Core loop: pick fights, take height, shoot first
The basic loop is simple: spawn, grab a line on the enemy, and keep moving so you’re not a free kill. You aim with the mouse and fire with a click. That’s the part everybody expects.
What matters is how often the game pushes you into mid-air duels. If you’re staying on the ground the whole time, you’re missing half the map. Jump pads and jetpack hops turn normal corners into over-the-top entries, and a lot of kills happen when someone is landing and can’t change direction cleanly.
Controls are minimal on paper: mouse to aim, click to shoot, and Tab for the menu. Weapon switching is there, but the bigger “control” is route choice: rooftops vs alleyways, long sightlines vs close lanes, and whether you take a jump pad knowing everyone can hear and see you launch.

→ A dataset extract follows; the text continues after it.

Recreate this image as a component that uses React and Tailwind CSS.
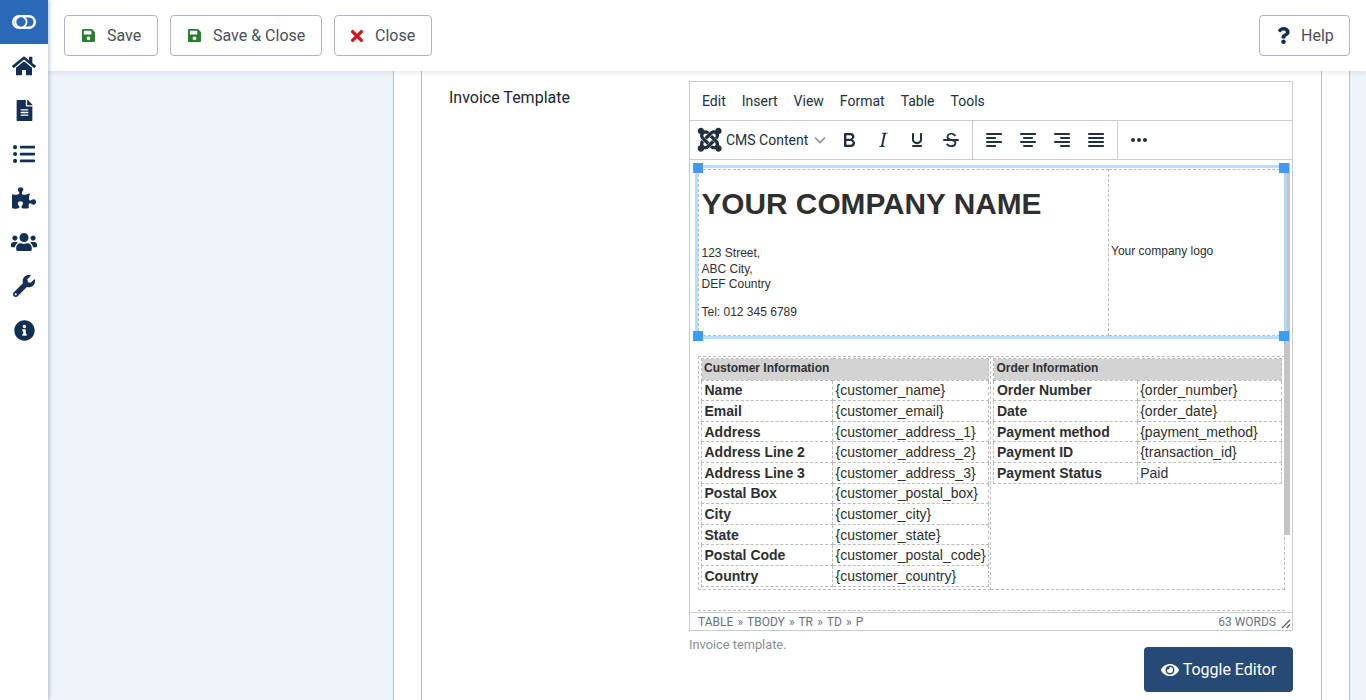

- Mouse aim is snappy and the hit feedback is clear, so you can track targets while moving.
- Jump pads are commitment plays: you get height fast, but you also announce yourself.
- Jetpack movement is best used in short bursts; hovering too long turns you into a floating target.
How the matches usually go (and where the difficulty spikes)
Most rounds settle into a rhythm after the first 20–30 seconds. Early on, everyone is testing routes and taking messy fights. After that, teams start camping the strong lanes without really “camping” in the slow-shooter sense—they’re just repeatedly cycling the same rooftop-to-rooftop line because it’s efficient.
The difficulty spike isn’t from tougher enemies; it’s from better movement. Your first few games will feel fair, then you’ll run into players who chain jump pads into roof peeks and never take a ground-level fight unless they’re already winning it. That’s the point where new players start losing 1v1s while still landing shots, because they’re getting shot from above or from behind after a fast rotation.
In Team Deathmatch, the biggest swing is when one side controls the high ground for a full minute. If your team keeps feeding that same rooftop angle, the score runs away fast. In Capture the Flag-style play, movement skill matters even more: flag runs are rarely about winning a clean duel, and more about escaping with a weird route that forces chasers onto jump pads.
Expect short, sharp fights. A lot of encounters end in about 2–4 seconds once both players are actually landing shots, which is why positioning matters more than “taking your time.” If you want slow, methodical peeking, this isn’t that.
A detail most people miss: landing beats flying
New players treat the jetpack like a way to stay in the air and look cool. That gets them deleted. The better use is to change elevation at the last second, then land and strafe like normal. You want the unpredictability of a sudden hop, not the predictability of a floating target.
There’s also a small but real timing advantage around jump pads: you can pre-aim where people will exit. A lot of players aim at the pad itself, which is late. The exit arc is consistent, so you get more value aiming at the top of the launch path or the ledge they’re trying to reach. It sounds obvious, but you’ll see people lose this exchange over and over.
One more thing: rooftop routes usually have at least one “quiet” connector that doesn’t force a big jump pad launch. If you keep using the loudest, most obvious pad every time, you’re handing the other team free information. Mix in the slower connector when you’re carrying an objective or when you’ve just won a fight and expect a revenge push.
Who should play it (and who will bounce off)
PGA Toons is for players who like shooters where movement is part of aiming. If you enjoy bouncing between levels, taking fights from weird angles, and winning by being hard to track, it does the job. It also works if you just want quick multiplayer rounds without learning a huge list of mechanics.
If you hate getting shot from above, you’re going to be annoyed. The maps reward height, and you’re expected to contest it. Same deal if you want a serious tactical vibe—this is loud, cartoony, and built around constant motion.
For a simple starting approach: stay near cover, but think vertically. Take one jump pad route until you learn where it drops you, then learn the second route that punishes the first. That’s basically the whole game: shoot well, move smarter, and stop hovering in the sky like a target dummy.